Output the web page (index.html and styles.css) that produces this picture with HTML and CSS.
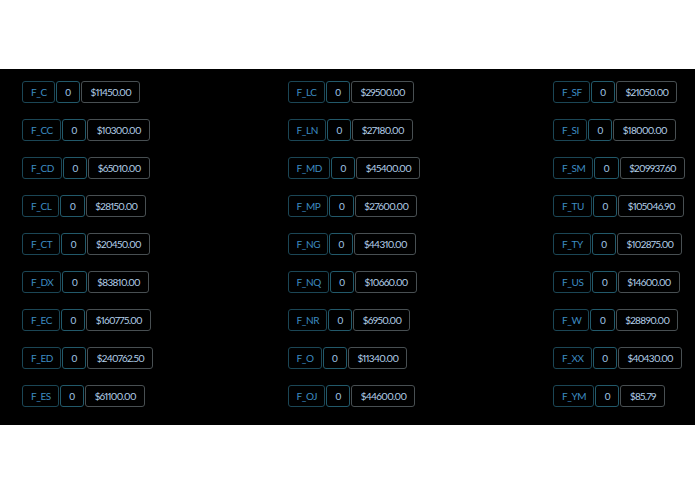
FILE: index.html
```html
<!DOCTYPE html>
<html>
<head>
<meta charset="utf-8">
<link rel="stylesheet" href="styles.css">
</head>
<body>
<div class="panel">
  <div class="col">
    <div class="item"><span class="lbl">F_C</span><span class="cnt">0</span><span class="val">$11450.00</span></div>
    <div class="item"><span class="lbl">F_CC</span><span class="cnt">0</span><span class="val">$10300.00</span></div>
    <div class="item"><span class="lbl">F_CD</span><span class="cnt">0</span><span class="val">$65010.00</span></div>
    <div class="item"><span class="lbl">F_CL</span><span class="cnt">0</span><span class="val">$28150.00</span></div>
    <div class="item"><span class="lbl">F_CT</span><span class="cnt">0</span><span class="val">$20450.00</span></div>
    <div class="item"><span class="lbl">F_DX</span><span class="cnt">0</span><span class="val">$83810.00</span></div>
    <div class="item"><span class="lbl">F_EC</span><span class="cnt">0</span><span class="val">$160775.00</span></div>
    <div class="item"><span class="lbl">F_ED</span><span class="cnt">0</span><span class="val">$240762.50</span></div>
    <div class="item"><span class="lbl">F_ES</span><span class="cnt">0</span><span class="val">$61100.00</span></div>
  </div>
  <div class="col">
    <div class="item"><span class="lbl">F_LC</span><span class="cnt">0</span><span class="val">$29500.00</span></div>
    <div class="item"><span class="lbl">F_LN</span><span class="cnt">0</span><span class="val">$27180.00</span></div>
    <div class="item"><span class="lbl">F_MD</span><span class="cnt">0</span><span class="val">$45400.00</span></div>
    <div class="item"><span class="lbl">F_MP</span><span class="cnt">0</span><span class="val">$27600.00</span></div>
    <div class="item"><span class="lbl">F_NG</span><span class="cnt">0</span><span class="val">$44310.00</span></div>
    <div class="item"><span class="lbl">F_NQ</span><span class="cnt">0</span><span class="val">$10660.00</span></div>
    <div class="item"><span class="lbl">F_NR</span><span class="cnt">0</span><span class="val">$6950.00</span></div>
    <div class="item"><span class="lbl">F_O</span><span class="cnt">0</span><span class="val">$11340.00</span></div>
    <div class="item"><span class="lbl">F_OJ</span><span class="cnt">0</span><span class="val">$44600.00</span></div>
  </div>
  <div class="col">
    <div class="item"><span class="lbl">F_SF</span><span class="cnt">0</span><span class="val">$21050.00</span></div>
    <div class="item"><span class="lbl">F_SI</span><span class="cnt">0</span><span class="val">$18000.00</span></div>
    <div class="item"><span class="lbl">F_SM</span><span class="cnt">0</span><span class="val">$209937.60</span></div>
    <div class="item"><span class="lbl">F_TU</span><span class="cnt">0</span><span class="val">$105046.90</span></div>
    <div class="item"><span class="lbl">F_TY</span><span class="cnt">0</span><span class="val">$102875.00</span></div>
    <div class="item"><span class="lbl">F_US</span><span class="cnt">0</span><span class="val">$14600.00</span></div>
    <div class="item"><span class="lbl">F_W</span><span class="cnt">0</span><span class="val">$28890.00</span></div>
    <div class="item"><span class="lbl">F_XX</span><span class="cnt">0</span><span class="val">$40430.00</span></div>
    <div class="item"><span class="lbl">F_YM</span><span class="cnt">0</span><span class="val">$85.79</span></div>
  </div>
</div>
</body>
</html>
```

FILE: styles.css
```css
html, body {
  margin: 0;
  padding: 0;
  background: #ffffff;
}
body {
  min-height: 100vh;
  display: flex;
  align-items: center;
  font-family: "Lato", "DejaVu Sans", sans-serif;
  font-size: 10px;
}
.panel {
  flex: 1;
  height: 356px;
  box-sizing: border-box;
  background: #000000;
  display: grid;
  grid-template-columns: repeat(3, 120px);
  justify-content: space-between;
  align-content: start;
  padding: 12px 22px 0 22px;
}
.col {
  display: flex;
  flex-direction: column;
  gap: 16px;
}
.item {
  display: flex;
  gap: 1px;
  height: 22px;
}
.item > span {
  display: flex;
  align-items: center;
  flex: none;
  box-sizing: border-box;
  height: 22px;
  border-width: 1px;
  border-style: solid;
  border-radius: 3px;
  padding: 0 8px 0 8.5px;
}
.item > .lbl {
  color: #3d8cc2;
  border-color: #1b4655;
  letter-spacing: -0.4px;
  padding: 0 7px 0 8px;
}
.item > .cnt {
  color: #a0c6e6;
  border-color: #22596a;
}
.item > .val {
  color: #b4d0ea;
  border-color: #484f52;
  letter-spacing: -0.7px;
  font-variant-numeric: proportional-nums;
}
```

▶ **WRITTEN PROBLEM**
Write out again every line above exactly as given; the pictures do not belong in the copy.

▶ **SOLUTION FOR THIS TASK**
Output the web page (index.html and styles.css) that produces this picture with HTML and CSS.
FILE: index.html
```html
<!DOCTYPE html>
<html>
<head>
<meta charset="utf-8">
<link rel="stylesheet" href="styles.css">
</head>
<body>
<div class="panel">
  <div class="col">
    <div class="item"><span class="lbl">F_C</span><span class="cnt">0</span><span class="val">$11450.00</span></div>
    <div class="item"><span class="lbl">F_CC</span><span class="cnt">0</span><span class="val">$10300.00</span></div>
    <div class="item"><span class="lbl">F_CD</span><span class="cnt">0</span><span class="val">$65010.00</span></div>
    <div class="item"><span class="lbl">F_CL</span><span class="cnt">0</span><span class="val">$28150.00</span></div>
    <div class="item"><span class="lbl">F_CT</span><span class="cnt">0</span><span class="val">$20450.00</span></div>
    <div class="item"><span class="lbl">F_DX</span><span class="cnt">0</span><span class="val">$83810.00</span></div>
    <div class="item"><span class="lbl">F_EC</span><span class="cnt">0</span><span class="val">$160775.00</span></div>
    <div class="item"><span class="lbl">F_ED</span><span class="cnt">0</span><span class="val">$240762.50</span></div>
    <div class="item"><span class="lbl">F_ES</span><span class="cnt">0</span><span class="val">$61100.00</span></div>
  </div>
  <div class="col">
    <div class="item"><span class="lbl">F_LC</span><span class="cnt">0</span><span class="val">$29500.00</span></div>
    <div class="item"><span class="lbl">F_LN</span><span class="cnt">0</span><span class="val">$27180.00</span></div>
    <div class="item"><span class="lbl">F_MD</span><span class="cnt">0</span><span class="val">$45400.00</span></div>
    <div class="item"><span class="lbl">F_MP</span><span class="cnt">0</span><span class="val">$27600.00</span></div>
    <div class="item"><span class="lbl">F_NG</span><span class="cnt">0</span><span class="val">$44310.00</span></div>
    <div class="item"><span class="lbl">F_NQ</span><span class="cnt">0</span><span class="val">$10660.00</span></div>
    <div class="item"><span class="lbl">F_NR</span><span class="cnt">0</span><span class="val">$6950.00</span></div>
    <div class="item"><span class="lbl">F_O</span><span class="cnt">0</span><span class="val">$11340.00</span></div>
    <div class="item"><span class="lbl">F_OJ</span><span class="cnt">0</span><span class="val">$44600.00</span></div>
  </div>
  <div class="col">
    <div class="item"><span class="lbl">F_SF</span><span class="cnt">0</span><span class="val">$21050.00</span></div>
    <div class="item"><span class="lbl">F_SI</span><span class="cnt">0</span><span class="val">$18000.00</span></div>
    <div class="item"><span class="lbl">F_SM</span><span class="cnt">0</span><span class="val">$209937.60</span></div>
    <div class="item"><span class="lbl">F_TU</span><span class="cnt">0</span><span class="val">$105046.90</span></div>
    <div class="item"><span class="lbl">F_TY</span><span class="cnt">0</span><span class="val">$102875.00</span></div>
    <div class="item"><span class="lbl">F_US</span><span class="cnt">0</span><span class="val">$14600.00</span></div>
    <div class="item"><span class="lbl">F_W</span><span class="cnt">0</span><span class="val">$28890.00</span></div>
    <div class="item"><span class="lbl">F_XX</span><span class="cnt">0</span><span class="val">$40430.00</span></div>
    <div class="item"><span class="lbl">F_YM</span><span class="cnt">0</span><span class="val">$85.79</span></div>
  </div>
</div>
</body>
</html>
```

FILE: styles.css
```css
html, body {
  margin: 0;
  padding: 0;
  background: #ffffff;
}
body {
  min-height: 100vh;
  display: flex;
  align-items: center;
  font-family: "Lato", "DejaVu Sans", sans-serif;
  font-size: 10px;
}
.panel {
  flex: 1;
  height: 356px;
  box-sizing: border-box;
  background: #000000;
  display: grid;
  grid-template-columns: repeat(3, 120px);
  justify-content: space-between;
  align-content: start;
  padding: 12px 22px 0 22px;
}
.col {
  display: flex;
  flex-direction: column;
  gap: 16px;
}
.item {
  display: flex;
  gap: 1px;
  height: 22px;
}
.item > span {
  display: flex;
  align-items: center;
  flex: none;
  box-sizing: border-box;
  height: 22px;
  border-width: 1px;
  border-style: solid;
  border-radius: 3px;
  padding: 0 8px 0 8.5px;
}
.item > .lbl {
  color: #3d8cc2;
  border-color: #1b4655;
  letter-spacing: -0.4px;
  padding: 0 7px 0 8px;
}
.item > .cnt {
  color: #a0c6e6;
  border-color: #22596a;
}
.item > .val {
  color: #b4d0ea;
  border-color: #484f52;
  letter-spacing: -0.7px;
  font-variant-numeric: proportional-nums;
}
```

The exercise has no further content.